## Short problem:
Reproduce every line of the listing as written, apart from the pictures.

[start Data excerpt]

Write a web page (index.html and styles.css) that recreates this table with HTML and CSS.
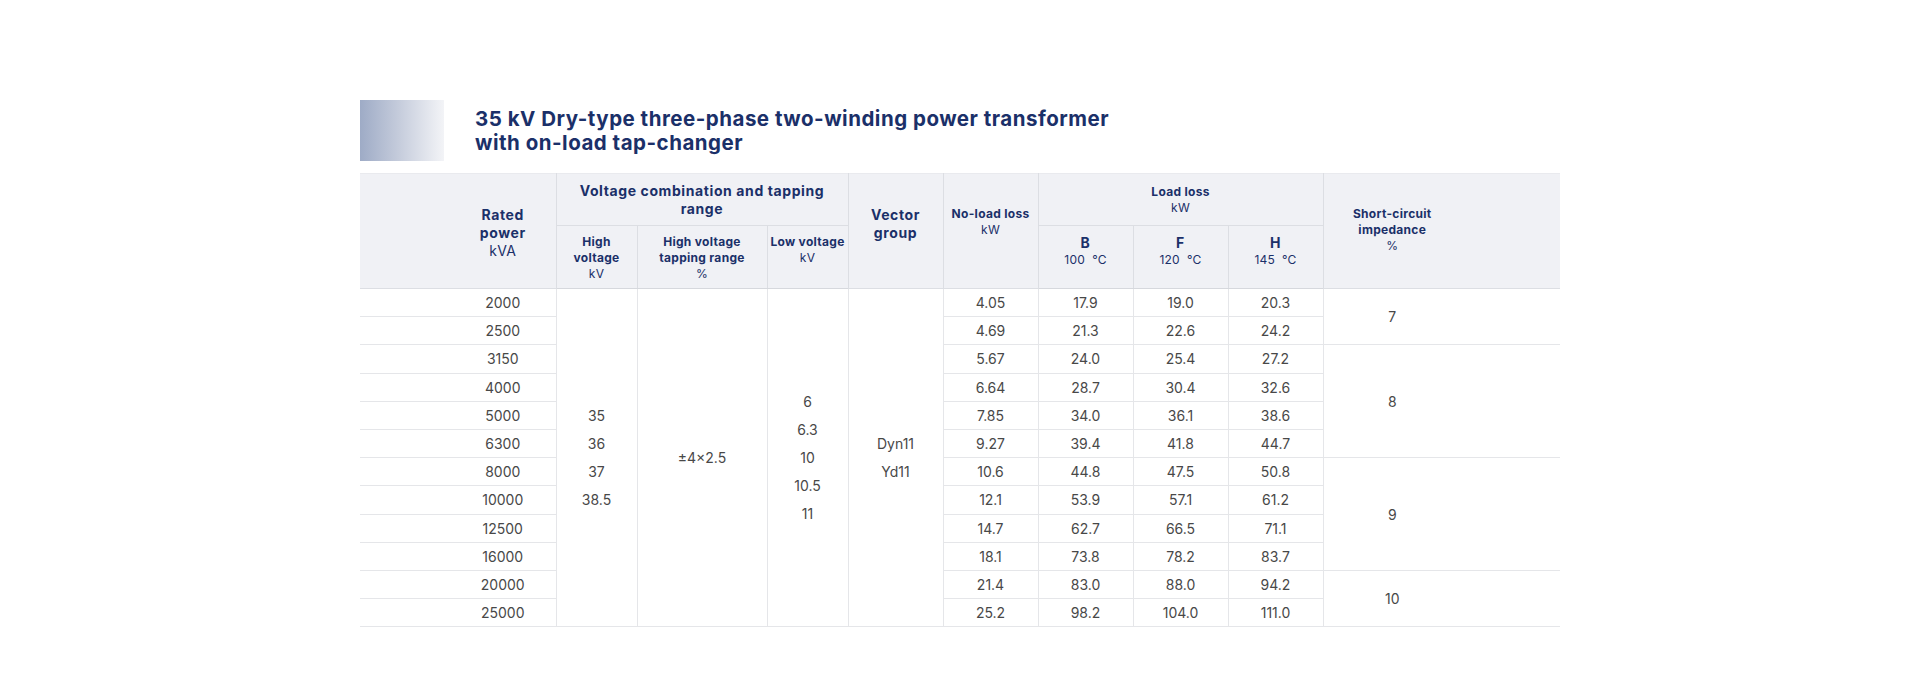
FILE: index.html
```html
<!DOCTYPE html>
<html lang="en">
<head>
<meta charset="utf-8">
<title>35 kV Dry-type transformer with on-load tap-changer</title>
<link rel="stylesheet" href="styles.css">
</head>
<body>
<main class="page">
  <header class="heading">
    <div class="heading-mark"></div>
    <h1 class="heading-title">35 kV Dry-type three-phase two-winding power transformer<br>with on-load tap-changer</h1>
  </header>
  <table class="spec">
    <colgroup>
      <col class="c-power">
      <col class="c-hv">
      <col class="c-tap">
      <col class="c-lv">
      <col class="c-vec">
      <col class="c-nl">
      <col class="c-b">
      <col class="c-f">
      <col class="c-h">
      <col class="c-imp">
    </colgroup>
    <thead>
      <tr class="hrow-top">
        <th rowspan="2" class="h-span h-first"><span class="t14">Rated<br>power</span><span class="u14">kVA</span></th>
        <th colspan="3" class="h-group"><span class="t14">Voltage combination and tapping<br>range</span></th>
        <th rowspan="2" class="h-span"><span class="t14">Vector<br>group</span></th>
        <th rowspan="2" class="h-span"><span class="t12">No-load loss</span><span class="u12">kW</span></th>
        <th colspan="3" class="h-group h-group-sm"><span class="t12">Load loss</span><span class="u12">kW</span></th>
        <th rowspan="2" class="h-span h-last"><span class="t12">Short-circuit<br>impedance</span><span class="u12">%</span></th>
      </tr>
      <tr class="hrow-sub">
        <th class="h-sub"><span class="t12">High<br>voltage</span><span class="u12">kV</span></th>
        <th class="h-sub"><span class="t12">High voltage<br>tapping range</span><span class="u12">%</span></th>
        <th class="h-sub"><span class="t12">Low voltage</span><span class="u12">kV</span></th>
        <th class="h-sub"><span class="t14">B</span><span class="u12">100&nbsp;&nbsp;°C</span></th>
        <th class="h-sub"><span class="t14">F</span><span class="u12">120&nbsp;&nbsp;°C</span></th>
        <th class="h-sub"><span class="t14">H</span><span class="u12">145&nbsp;&nbsp;°C</span></th>
      </tr>
    </thead>
    <tbody>
      <tr>
        <td class="first">2000</td>
        <td rowspan="12" class="merged">35<br>36<br>37<br>38.5</td>
        <td rowspan="12" class="merged">±4×2.5</td>
        <td rowspan="12" class="merged">6<br>6.3<br>10<br>10.5<br>11</td>
        <td rowspan="12" class="merged">Dyn11<br>Yd11</td>
        <td>4.05</td><td>17.9</td><td>19.0</td><td>20.3</td>
        <td rowspan="2" class="last">7</td>
      </tr>
      <tr><td class="first">2500</td><td>4.69</td><td>21.3</td><td>22.6</td><td>24.2</td></tr>
      <tr>
        <td class="first">3150</td><td>5.67</td><td>24.0</td><td>25.4</td><td>27.2</td>
        <td rowspan="4" class="last">8</td>
      </tr>
      <tr><td class="first">4000</td><td>6.64</td><td>28.7</td><td>30.4</td><td>32.6</td></tr>
      <tr><td class="first">5000</td><td>7.85</td><td>34.0</td><td>36.1</td><td>38.6</td></tr>
      <tr><td class="first">6300</td><td>9.27</td><td>39.4</td><td>41.8</td><td>44.7</td></tr>
      <tr>
        <td class="first">8000</td><td>10.6</td><td>44.8</td><td>47.5</td><td>50.8</td>
        <td rowspan="4" class="last">9</td>
      </tr>
      <tr><td class="first">10000</td><td>12.1</td><td>53.9</td><td>57.1</td><td>61.2</td></tr>
      <tr><td class="first">12500</td><td>14.7</td><td>62.7</td><td>66.5</td><td>71.1</td></tr>
      <tr><td class="first">16000</td><td>18.1</td><td>73.8</td><td>78.2</td><td>83.7</td></tr>
      <tr>
        <td class="first">20000</td><td>21.4</td><td>83.0</td><td>88.0</td><td>94.2</td>
        <td rowspan="2" class="last">10</td>
      </tr>
      <tr><td class="first">25000</td><td>25.2</td><td>98.2</td><td>104.0</td><td>111.0</td></tr>
    </tbody>
  </table>
</main>
</body>
</html>
```

FILE: styles.css
```css
html, body {
  margin: 0;
  padding: 0;
  background: #ffffff;
}

body {
  font-family: Inter, "Open Sans", "DejaVu Sans", sans-serif;
  color: #444444;
}

.page {
  width: 1200px;
  margin-left: 360px;
  padding-top: 100px;
}

.heading {
  display: flex;
  align-items: center;
  height: 61px;
}

.heading-mark {
  width: 84px;
  height: 61px;
  flex: none;
  background: linear-gradient(to right, #9eabc6 0%, #c4cbdb 45%, #f3f4f7 100%);
}

.heading-title {
  margin: 0 0 0 31px;
  font-size: 20.5px;
  line-height: 24px;
  font-weight: 700;
  color: #1b3069;
  letter-spacing: 0.5px;
}

.spec {
  margin-top: 12px;
  width: 1200px;
  table-layout: fixed;
  border-collapse: collapse;
  font-size: 14px;
}

.c-power { width: 196px; }
.c-hv { width: 81px; }
.c-tap { width: 130px; }
.c-lv { width: 81px; }
.c-vec { width: 95px; }
.c-nl { width: 95px; }
.c-b { width: 95px; }
.c-f { width: 95px; }
.c-h { width: 95px; }
.c-imp { width: 237px; }

.spec thead th {
  background: #f0f1f5;
  color: #1b3069;
  border: 1px solid #dcdee3;
  text-align: center;
  font-weight: normal;
  padding: 0;
}

.spec thead tr:first-child th {
  border-top: 1px solid #e9eaee;
}

.spec thead th:first-child {
  border-left: none;
}

.spec thead th.h-last {
  border-right: none;
}

.hrow-top { height: 52px; }
.hrow-sub { height: 63px; }

.t14, .u14, .t12, .u12 {
  display: block;
}

.t14 {
  font-size: 14px;
  line-height: 18px;
  font-weight: 700;
  letter-spacing: 0.6px;
}

.u14 {
  font-size: 14px;
  line-height: 18px;
  font-weight: 400;
  letter-spacing: 0.3px;
}

.t12 {
  font-size: 12px;
  line-height: 16px;
  font-weight: 700;
  letter-spacing: 0.3px;
}

.u12 {
  font-size: 12px;
  line-height: 16px;
  font-weight: 400;
  letter-spacing: 0.2px;
}

.spec th.h-span {
  vertical-align: top;
  padding-top: 32px;
}

.spec th.h-first {
  padding-left: 90px;
}

.spec th.h-last {
  padding-right: 99px;
}

.spec th.h-group {
  vertical-align: top;
  padding-top: 8px;
}

.spec th.h-group-sm {
  padding-top: 10px;
}

.spec th.h-sub {
  vertical-align: top;
  padding-top: 8px;
}

.spec thead tr.hrow-sub th {
  border-bottom: 1px solid #d6d8dd;
}

.spec tbody td {
  height: 27.2px;
  padding: 0;
  text-align: center;
  vertical-align: middle;
  font-size: 14px;
  line-height: 27px;
  color: #484848;
  border: 1px solid #e5e6e9;
}

.spec tbody td.first {
  border-left: none;
  padding-left: 90px;
}

.spec tbody td.last {
  border-right: none;
  padding-right: 99px;
}

.spec tbody td.merged {
  line-height: 28px;
}
```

[end Data excerpt]

## Finished task:
Write a web page (index.html and styles.css) that recreates this table with HTML and CSS.
FILE: index.html
```html
<!DOCTYPE html>
<html lang="en">
<head>
<meta charset="utf-8">
<title>35 kV Dry-type transformer with on-load tap-changer</title>
<link rel="stylesheet" href="styles.css">
</head>
<body>
<main class="page">
  <header class="heading">
    <div class="heading-mark"></div>
    <h1 class="heading-title">35 kV Dry-type three-phase two-winding power transformer<br>with on-load tap-changer</h1>
  </header>
  <table class="spec">
    <colgroup>
      <col class="c-power">
      <col class="c-hv">
      <col class="c-tap">
      <col class="c-lv">
      <col class="c-vec">
      <col class="c-nl">
      <col class="c-b">
      <col class="c-f">
      <col class="c-h">
      <col class="c-imp">
    </colgroup>
    <thead>
      <tr class="hrow-top">
        <th rowspan="2" class="h-span h-first"><span class="t14">Rated<br>power</span><span class="u14">kVA</span></th>
        <th colspan="3" class="h-group"><span class="t14">Voltage combination and tapping<br>range</span></th>
        <th rowspan="2" class="h-span"><span class="t14">Vector<br>group</span></th>
        <th rowspan="2" class="h-span"><span class="t12">No-load loss</span><span class="u12">kW</span></th>
        <th colspan="3" class="h-group h-group-sm"><span class="t12">Load loss</span><span class="u12">kW</span></th>
        <th rowspan="2" class="h-span h-last"><span class="t12">Short-circuit<br>impedance</span><span class="u12">%</span></th>
      </tr>
      <tr class="hrow-sub">
        <th class="h-sub"><span class="t12">High<br>voltage</span><span class="u12">kV</span></th>
        <th class="h-sub"><span class="t12">High voltage<br>tapping range</span><span class="u12">%</span></th>
        <th class="h-sub"><span class="t12">Low voltage</span><span class="u12">kV</span></th>
        <th class="h-sub"><span class="t14">B</span><span class="u12">100&nbsp;&nbsp;°C</span></th>
        <th class="h-sub"><span class="t14">F</span><span class="u12">120&nbsp;&nbsp;°C</span></th>
        <th class="h-sub"><span class="t14">H</span><span class="u12">145&nbsp;&nbsp;°C</span></th>
      </tr>
    </thead>
    <tbody>
      <tr>
        <td class="first">2000</td>
        <td rowspan="12" class="merged">35<br>36<br>37<br>38.5</td>
        <td rowspan="12" class="merged">±4×2.5</td>
        <td rowspan="12" class="merged">6<br>6.3<br>10<br>10.5<br>11</td>
        <td rowspan="12" class="merged">Dyn11<br>Yd11</td>
        <td>4.05</td><td>17.9</td><td>19.0</td><td>20.3</td>
        <td rowspan="2" class="last">7</td>
      </tr>
      <tr><td class="first">2500</td><td>4.69</td><td>21.3</td><td>22.6</td><td>24.2</td></tr>
      <tr>
        <td class="first">3150</td><td>5.67</td><td>24.0</td><td>25.4</td><td>27.2</td>
        <td rowspan="4" class="last">8</td>
      </tr>
      <tr><td class="first">4000</td><td>6.64</td><td>28.7</td><td>30.4</td><td>32.6</td></tr>
      <tr><td class="first">5000</td><td>7.85</td><td>34.0</td><td>36.1</td><td>38.6</td></tr>
      <tr><td class="first">6300</td><td>9.27</td><td>39.4</td><td>41.8</td><td>44.7</td></tr>
      <tr>
        <td class="first">8000</td><td>10.6</td><td>44.8</td><td>47.5</td><td>50.8</td>
        <td rowspan="4" class="last">9</td>
      </tr>
      <tr><td class="first">10000</td><td>12.1</td><td>53.9</td><td>57.1</td><td>61.2</td></tr>
      <tr><td class="first">12500</td><td>14.7</td><td>62.7</td><td>66.5</td><td>71.1</td></tr>
      <tr><td class="first">16000</td><td>18.1</td><td>73.8</td><td>78.2</td><td>83.7</td></tr>
      <tr>
        <td class="first">20000</td><td>21.4</td><td>83.0</td><td>88.0</td><td>94.2</td>
        <td rowspan="2" class="last">10</td>
      </tr>
      <tr><td class="first">25000</td><td>25.2</td><td>98.2</td><td>104.0</td><td>111.0</td></tr>
    </tbody>
  </table>
</main>
</body>
</html>
```

FILE: styles.css
```css
html, body {
  margin: 0;
  padding: 0;
  background: #ffffff;
}

body {
  font-family: Inter, "Open Sans", "DejaVu Sans", sans-serif;
  color: #444444;
}

.page {
  width: 1200px;
  margin-left: 360px;
  padding-top: 100px;
}

.heading {
  display: flex;
  align-items: center;
  height: 61px;
}

.heading-mark {
  width: 84px;
  height: 61px;
  flex: none;
  background: linear-gradient(to right, #9eabc6 0%, #c4cbdb 45%, #f3f4f7 100%);
}

.heading-title {
  margin: 0 0 0 31px;
  font-size: 20.5px;
  line-height: 24px;
  font-weight: 700;
  color: #1b3069;
  letter-spacing: 0.5px;
}

.spec {
  margin-top: 12px;
  width: 1200px;
  table-layout: fixed;
  border-collapse: collapse;
  font-size: 14px;
}

.c-power { width: 196px; }
.c-hv { width: 81px; }
.c-tap { width: 130px; }
.c-lv { width: 81px; }
.c-vec { width: 95px; }
.c-nl { width: 95px; }
.c-b { width: 95px; }
.c-f { width: 95px; }
.c-h { width: 95px; }
.c-imp { width: 237px; }

.spec thead th {
  background: #f0f1f5;
  color: #1b3069;
  border: 1px solid #dcdee3;
  text-align: center;
  font-weight: normal;
  padding: 0;
}

.spec thead tr:first-child th {
  border-top: 1px solid #e9eaee;
}

.spec thead th:first-child {
  border-left: none;
}

.spec thead th.h-last {
  border-right: none;
}

.hrow-top { height: 52px; }
.hrow-sub { height: 63px; }

.t14, .u14, .t12, .u12 {
  display: block;
}

.t14 {
  font-size: 14px;
  line-height: 18px;
  font-weight: 700;
  letter-spacing: 0.6px;
}

.u14 {
  font-size: 14px;
  line-height: 18px;
  font-weight: 400;
  letter-spacing: 0.3px;
}

.t12 {
  font-size: 12px;
  line-height: 16px;
  font-weight: 700;
  letter-spacing: 0.3px;
}

.u12 {
  font-size: 12px;
  line-height: 16px;
  font-weight: 400;
  letter-spacing: 0.2px;
}

.spec th.h-span {
  vertical-align: top;
  padding-top: 32px;
}

.spec th.h-first {
  padding-left: 90px;
}

.spec th.h-last {
  padding-right: 99px;
}

.spec th.h-group {
  vertical-align: top;
  padding-top: 8px;
}

.spec th.h-group-sm {
  padding-top: 10px;
}

.spec th.h-sub {
  vertical-align: top;
  padding-top: 8px;
}

.spec thead tr.hrow-sub th {
  border-bottom: 1px solid #d6d8dd;
}

.spec tbody td {
  height: 27.2px;
  padding: 0;
  text-align: center;
  vertical-align: middle;
  font-size: 14px;
  line-height: 27px;
  color: #484848;
  border: 1px solid #e5e6e9;
}

.spec tbody td.first {
  border-left: none;
  padding-left: 90px;
}

.spec tbody td.last {
  border-right: none;
  padding-right: 99px;
}

.spec tbody td.merged {
  line-height: 28px;
}
```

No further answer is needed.